3. Судьба знающего
3.
Судьба знающего
Земля, наши дни. Привычная Реальность чуть обогащена экстрасенсорной составляющей.
Есть еще ридинг-эффект. Мир рассечен им на части, смяты привычные блоки взаимоуравновешенной лжи, сломалась классическая восходящая иерархия восьмизначных сверхсекретных кодов; знаковая система не вполне случайных катастроф и запоздалых соболезнований, сбалансированных предупреждений и циничных разменов на политической шахматной доске неожиданно оказалась под жестким контролем. «Речь шла о профессиональном ясновидении… Мы столкнулись с врожденной или приобретенной способностью вычерпывать громадное количество информации куда угодно и откуда угодно без всяких запретов и ограничений»(1).
Вот он, обобщенный Перевод. Информация объективно существует. Скрытая, рассеянная, латентная — она есть всегда и в достаточном количестве, и «мудрый сумеет ее прочесть»(6). Простейшие логико-знаковые системы исчерпываются до конца.
«Ферзь уходит с горизонтали… следует жертва слона, и выдвинутый вперед, слишком растянутый центр стремительно рушится, погребая под собою королевский фланг, перебрасываются обе ладьи, строится таран, удовлетворительной защиты нет…»(1)

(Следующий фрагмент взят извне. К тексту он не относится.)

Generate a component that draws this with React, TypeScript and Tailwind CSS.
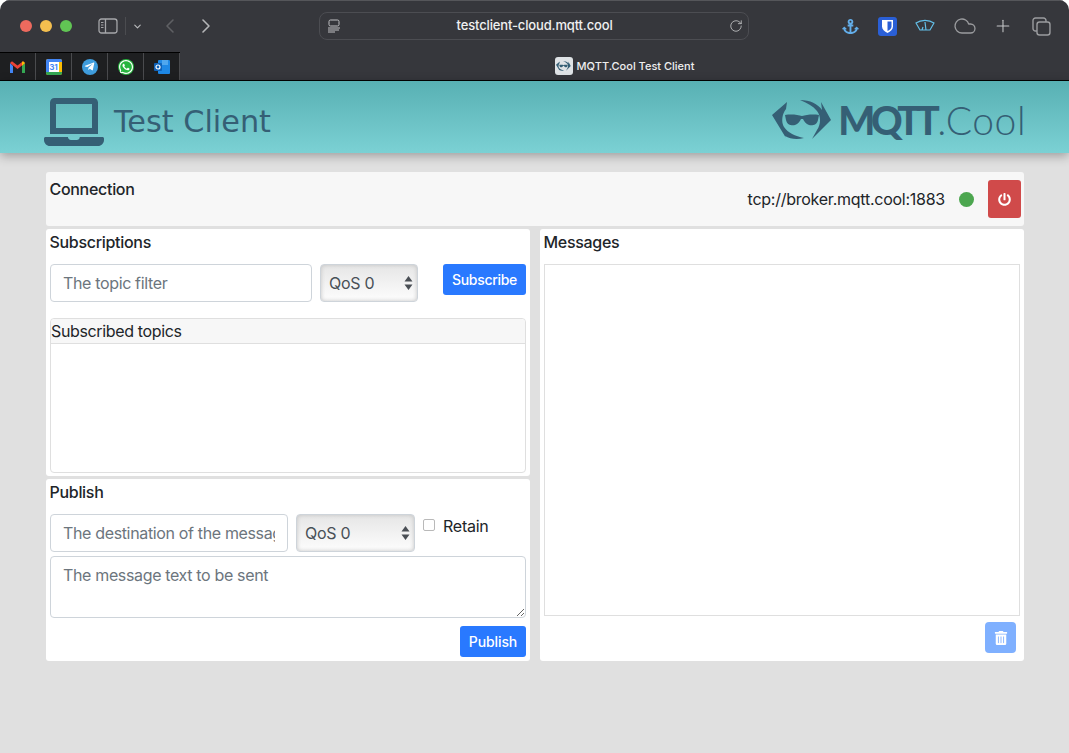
import { Cloud, Plus, ChevronDown, ChevronLeft, ChevronRight, RotateCw } from 'lucide-react';
import { FaAnchor, FaLaptop, FaPowerOff, FaTrashAlt, FaTelegramPlane, FaWhatsapp } from 'react-icons/fa';

const sans = "font-['Inter','Liberation_Sans',sans-serif]";

function QosSelect({ width }: { width: string }) {
  return (
    <div className={`relative h-[38px] shrink-0 ${width}`}>
      <select className="w-full h-full appearance-none rounded-[4px] border border-[#ced4da] bg-linear-to-b from-[#e6e6e6] to-[#fdfdfd] pl-2 text-base text-[#495057] shadow-[inset_0_0_4px_#c2c2c2] outline-none">
        <option>QoS 0</option>
      </select>
      <svg className="absolute right-[5px] top-[12px]" width="9" height="14" viewBox="0 0 9 14" fill="#4a4f55">
        <path d="M4.5 0 8.5 5.5H.5zM4.5 14 .5 8.5h8z" />
      </svg>
    </div>
  );
}

function GmailIcon() {
  return (
    <svg width="15" height="12" viewBox="0 0 15 12" fill="none">
      <path d="M0 2v10h3V5z" fill="#4285f4" />
      <path d="M12 5v7h3V2z" fill="#34a853" />
      <path d="M0 2 7.5 8 15 2 13 .3 7.5 4.5 2 .3z" fill="#ea4335" />
      <path d="M12 5 15 2 13 .3 12 1z" fill="#fbbc04" />
    </svg>
  );
}

function CalendarIcon() {
  return (
    <div className="w-[16px] h-[16px] rounded-[2px] bg-[#fbbc04] overflow-hidden flex flex-col">
      <div className="h-[3px] bg-[#4285f4]" />
      <div className="flex flex-1">
        <div className="w-[3px] bg-[#4285f4]" />
        <div className="flex-1 bg-white text-[8px] leading-[10px] font-bold text-[#4285f4] text-center">31</div>
        <div className="w-[3px] bg-[#fbbc04]" />
      </div>
      <div className="h-[3px] bg-[#34a853]" />
    </div>
  );
}

function OutlookIcon() {
  return (
    <svg width="16" height="14" viewBox="0 0 16 14">
      <rect x="4" y="0" width="12" height="14" rx="1" fill="#1e88e5" />
      <rect x="8" y="0" width="6" height="5" fill="#50a7ee" />
      <rect x="0" y="3" width="8" height="8" rx="1" fill="#0f62b8" />
      <circle cx="4" cy="7" r="2" fill="none" stroke="#fff" strokeWidth="1.2" />
    </svg>
  );
}

function CoolMark({ className }: { className?: string }) {
  return (
    <svg className={className} viewBox="0 0 60 40" fill="currentColor">
      <path d="M0 15 15 2l-1 7c-4 5-5 13-2 18 4 6 11 9 20 11-7 2-14 1-19-2l1 2z" />
      <path d="M28 0c10 0 18 4 22 10l-1-8 10 18-19 19 5-9c4-6 4-14 0-19-4-5-10-8-17-11z" />
      <path d="M13 15c7-1 13 0 17 1 4-1 10-2 17-1l-1 5c-1 5-6 6-9 5-3-1-5-4-6-6h-2c-1 2-3 5-6 6-3 1-8 0-9-5z" />
    </svg>
  );
}

export default function App() {
  return (
    <div className={`min-h-[753px] bg-white ${sans}`}>
      <div className="h-[753px] overflow-hidden rounded-t-[10px] bg-[#e0e0e0] flex flex-col">
        {/* Browser toolbar */}
        <div className="h-[52px] shrink-0 bg-[#36373c] border-t border-[#55565a] flex items-center pl-[20px] pr-[18px] pb-[1px]">
          <div className="flex items-center gap-[8px]">
            <span className="w-[12px] h-[12px] rounded-full bg-[#ed6a5e]" />
            <span className="w-[12px] h-[12px] rounded-full bg-[#f4bf4f]" />
            <span className="w-[12px] h-[12px] rounded-full bg-[#61c554]" />
          </div>
          <svg className="ml-[26px]" width="20" height="16" viewBox="0 0 20 16" fill="none" stroke="#a5a6a9" strokeWidth="1.3">
            <rect x="1" y="1" width="18" height="14" rx="2.5" />
            <path d="M7.5 1v14" />
            <path d="M3 4.5h2.5M3 7h2.5M3 9.5h2.5" strokeWidth="1" />
          </svg>
          <div className="w-px h-[18px] bg-[#4b4c50] ml-[7px]" />
          <ChevronDown className="ml-[6px] text-[#b9babc]" size={11} strokeWidth={2.5} />
          <ChevronLeft className="ml-[15px] text-[#5f6064]" size={24} strokeWidth={1.6} />
          <ChevronRight className="ml-[12px] text-[#b5b6b8]" size={24} strokeWidth={1.6} />
          <div className="ml-[101px] w-[431px] h-[28px] rounded-[8px] border border-[#4c4d52] flex items-center justify-between pl-[8px] pr-[5px] text-[#c5c6c8]">
            <svg width="12" height="14" viewBox="0 0 12 14" fill="none" stroke="#c0c1c3" strokeWidth="1">
              <rect x="1" y="1" width="10" height="6" rx="1.5" />
              <path d="M0 9h12M0 11h11M0 13h7" />
            </svg>
            <span className="text-[13px] font-medium tracking-[-0.15px] text-[#f0f0f1]">testclient-cloud.mqtt.cool</span>
            <RotateCw size={14} strokeWidth={1.4} />
          </div>
          <FaAnchor className="ml-[93px] text-[#63aeea]" size={17} />
          <div className="ml-[19px] w-[19px] h-[19px] rounded-[3px] bg-[#2a5fd6] flex items-center justify-center">
            <svg width="11" height="13" viewBox="0 0 11 13">
              <path d="M0 0h11v6.5c0 3-2.5 5-5.500 6.500C2.500 11.500 0 9.500 0 6.500z" fill="#fff" />
              <path d="M5.500 1.500h4v5c0 2-2 3.500-4 4.500z" fill="#2a5fd6" />
            </svg>
          </div>
          <svg className="ml-[18px]" width="20" height="14" viewBox="0 0 20 14" fill="none" stroke="#63bfe8" strokeWidth="1.2">
            <path d="M1 4C6 .5 14 .5 19 4l-4 7H5zM10 3l1 8M7 11l1-3" />
          </svg>
          <Cloud className="ml-[18px] text-[#9b9c9f]" size={24} strokeWidth={1.3} />
          <Plus className="ml-[16px] text-[#c4c5c7]" size={20} strokeWidth={1.3} />
          <svg className="ml-[19px]" width="19" height="19" viewBox="0 0 19 19" fill="none" stroke="#9b9c9f" strokeWidth="1.4">
            <rect x="5" y="5" width="13" height="13" rx="2.5" />
            <path d="M5 14H3.500A2.500 2.500 0 0 1 1 11.500v-8A2.500 2.500 0 0 1 3.500 1h8A2.500 2.500 0 0 1 14 3.500V5" />
          </svg>
        </div>

        {/* Pinned tabs and title */}
        <div className="h-[28px] shrink-0 flex bg-[#36373c]">
          <div className="w-[180px] flex bg-[#1e1f21] border-t border-black">
            <div className="w-[36px] flex items-center justify-center border-r border-[#4a4b4e]"><GmailIcon /></div>
            <div className="w-[36px] flex items-center justify-center border-r border-[#4a4b4e]"><CalendarIcon /></div>
            <div className="w-[36px] flex items-center justify-center border-r border-[#4a4b4e]">
              <div className="w-[16px] h-[16px] rounded-full bg-[#3f9ddd] flex items-center justify-center text-white">
                <FaTelegramPlane size={11} />
              </div>
            </div>
            <div className="w-[36px] flex items-center justify-center border-r border-[#4a4b4e]">
              <FaWhatsapp className="text-white bg-[#27b43e] rounded-full" size={16} />
            </div>
            <div className="w-[36px] flex items-center justify-center border-r border-[#4a4b4e]"><OutlookIcon /></div>
          </div>
          <div className="flex-1 flex items-center justify-center gap-[4px]">
            <div className="w-[18px] h-[18px] rounded-[3px] bg-[#dfe3e6] flex items-center justify-center text-[#355f75]">
              <CoolMark className="w-[15px] h-[10px]" />
            </div>
            <span className="text-[11px] font-medium text-[#eeeeef]">MQTT.Cool Test Client</span>
          </div>
        </div>

        {/* App header */}
        <header className="h-[73px] shrink-0 border-t border-black bg-linear-to-b from-[#58b0b3] to-[#7bd1d4] shadow-[0_3px_10px_rgba(0,0,0,0.3)] flex items-center justify-between pt-[10px] pl-[44px] pr-[43px] text-[#355f75]">
          <div className="flex items-center gap-[10px]">
            <FaLaptop size={60} />
            <span className="font-['DejaVu_Sans',sans-serif] text-[30.300px] leading-none">Test Client</span>
          </div>
          <div className="flex items-center gap-[6px] mb-[4px]">
            <CoolMark className="w-[60px] h-[40px]" />
            <span className="font-['Lato',sans-serif] text-[39px] leading-none">
              <span className="font-black tracking-[-4.500px]">MQTT</span>
              <span className="font-light tracking-[0.500px] ml-[2px]">.Cool</span>
            </span>
          </div>
        </header>

        <main className="w-[978px] ml-[46px] mt-[19px] flex flex-col gap-[3px] text-[#212529] text-base tracking-[-0.25px]">
          {/* Connection */}
          <section className="h-[54px] rounded-[3px] bg-[#f7f7f7] flex justify-between pl-[4px] pr-[3px]">
            <h2 className="mt-[5px] -ml-[0.500px] font-[450] tracking-[-0.3px] leading-[24px]">Connection</h2>
            <div className="flex items-center h-[38px] mt-[8px]">
              <span>tcp://broker.mqtt.cool:1883</span>
              <span className="ml-[14px] w-[15px] h-[15px] rounded-full bg-[#4ca64f]" />
              <button className="ml-[14px] w-[33px] h-[38px] rounded-[3px] bg-[#d04a4a] text-white flex items-center justify-center">
                <FaPowerOff size={13} />
              </button>
            </div>
          </section>

          <div className="flex gap-[10px]">
            <div className="w-[484px] flex flex-col gap-[3px]">
              {/* Subscriptions */}
              <section className="h-[247px] rounded-[3px] bg-white px-[4px] pt-[1px]">
                <h2 className="-ml-[0.500px] font-[450] tracking-[-0.3px] leading-[24px]">Subscriptions</h2>
                <div className="mt-[10px] flex items-start">
                  <input
                    placeholder="The topic filter"
                    className="w-[262px] h-[38px] rounded-[4px] border border-[#ced4da] px-[12px] tracking-[-0.35px] placeholder:text-[#6c757d] outline-none"
                  />
                  <div className="ml-[8px]"><QosSelect width="w-[98px]" /></div>
                  <button className="ml-[25px] w-[83px] h-[31px] rounded-[3px] bg-[#2979ff] text-sm font-medium tracking-[-0.3px] text-white">Subscribe</button>
                </div>
                <div className="mt-[16px] h-[155px] rounded-[4px] border border-[#dfdfdf]">
                  <div className="h-[25px] bg-[#f7f7f7] border-b border-[#dfdfdf] leading-[24px] tracking-[-0.35px] rounded-t-[4px]">Subscribed topics</div>
                </div>
              </section>

              {/* Publish */}
              <section className="h-[182px] rounded-[3px] bg-white px-[4px] pt-[1px]">
                <h2 className="-ml-[0.500px] font-[450] tracking-[-0.3px] leading-[24px]">Publish</h2>
                <div className="mt-[10px] flex items-start">
                  <input
                    placeholder="The destination of the message"
                    className="w-[238px] h-[38px] rounded-[4px] border border-[#ced4da] px-[12px] tracking-[-0.35px] placeholder:text-[#6c757d] outline-none"
                  />
                  <div className="ml-[8px]"><QosSelect width="w-[119px]" /></div>
                  <label className="ml-[8px] flex items-center gap-[8px] h-[24px]">
                    <input type="checkbox" className="appearance-none w-[12px] h-[12px] rounded-[2px] border border-[#b9b9b9] bg-white mb-[2px]" />
                    <span>Retain</span>
                  </label>
                </div>
                <textarea
                  placeholder="The message text to be sent"
                  className="mt-[4px] block w-[476px] h-[62px] rounded-[4px] border border-[#ced4da] px-[12px] py-[6px] tracking-[-0.35px] placeholder:text-[#6c757d] outline-none"
                />
                <div className="mt-[8px] flex justify-end">
                  <button className="w-[66px] h-[31px] rounded-[3px] bg-[#2979ff] text-sm font-medium tracking-[-0.1px] text-white">Publish</button>
                </div>
              </section>
            </div>

            {/* Messages */}
            <section className="w-[484px] h-[432px] rounded-[3px] bg-white px-[4px] pt-[1px]">
              <h2 className="-ml-[0.500px] font-[450] tracking-[-0.3px] leading-[24px]">Messages</h2>
              <div className="mt-[10px] h-[352px] border border-[#dfdfdf]" />
              <div className="mt-[6px] flex justify-end pr-[4px]">
                <button className="w-[31px] h-[31px] rounded-[4px] bg-[#7fb0ff] text-white flex items-center justify-center">
                  <FaTrashAlt size={14} />
                </button>
              </div>
            </section>
          </div>
        </main>
      </div>
    </div>
  );
}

Потом вообще исчезает случайность, человек получает право знать будущее, переводя сведения о нем с тайного языка четырехмерной семиотической сети…
«Прокол сути» общество восприняло как непосредственную угрозу своему существованию. Это важно.
Денисов применил ридинг-эффект совершенно по-дилетантски, ограничившись локальной благотворительностью, применил с ничтожным КПД, и тем не менее конфликтующие, антагонистические и мировые блоки приложили для борьбы с ним огромные усилия. Даже договорились.
«Войны не будет. Я так вижу».
Я тоже так вижу. Здесь не надо ридинг-эффекта, достаточны традиционные способы самоорганизации информации. А на том уровне иерархии, где знают секретные коды, для того, чтобы увидеть, нет нужды даже в навыках простейшего логического анализа.
Ну и к чему тогда — армия, образ врага, ненависть, замешанная на зависти, зависть, замешанная на ненависти? То, что определяет социальные отношения?
Офицер госбезопасности, от имени которого ведется повествование, напрасно обманывает себя. Ни о каком «жестком рентгене власти» Нострадамуса и речи не шло. Политическая наивность вмешательств Александра Ивановича была очевидна любому профессионалу, даже без соответствующей информационной модели.
Тем не менее, речь действительно шла о Власти.
Само существование Нострадамуса явилось нарушением суверенитета интернационального слоя имущих власть, отнюдь не расположенных ею делиться. Ведь власть в нашем мире основана на информационной монополии.
«Мы готовы доказать, что внутренней и внешней политикой как нашей страны, так и многих других нередко руководят из-за кулис тайные группировки, которые в своекорыстных целях проводят губительную политику и не щадят человеческих жизней.
В зале стояло тяжелое, полное ненависти молчание.
— Слишком долго секретные договоры и ядовитая лживая пропаганда определяла мысли и чувства простых людей; слишком долго украшенные орденами воры грели руки, сидя на самых высоких должностях. Аппарат мистера Лавьяды делает предательство и ложь невозможными. И все наши фильмы были сняты ради достижения этой цели»(7).
Герои повести Шерреда использовали ридинг-эффект, обращенный в прошлое. Нострадамус же полностью овладел искусством трансляции, научившись ориентироваться в будущем, так что, как говаривал шварцевский Генрих: «Вот вам все преступления, еще не занесенные в Книгу, а лишь намеченные к исполнению»(8). Иными словами, Нострадамус — на уровне факта существования — вскрывает систему мира, основанную на тайне — «удовлетворительной защиты нет».
Совесть героя повести чиста. Его не потребовалось убить.
Кимон-бей. Северо-западные территории.
Фирна. Провинция Эдем.
То, что последовало за ней.
Оказалось неотделимым «знать» и «чувствовать». Естественно: полная информация должна восприниматься на всех психических уровнях — от лингвистического до надэмоционального.
«Истина убивает», — говорит Демиург.
«Нострадамуса убила Фирна, — говорит рассказчик. — Слишком много боли… я и не подозревал раньше, что в мире такое количество боли»(1).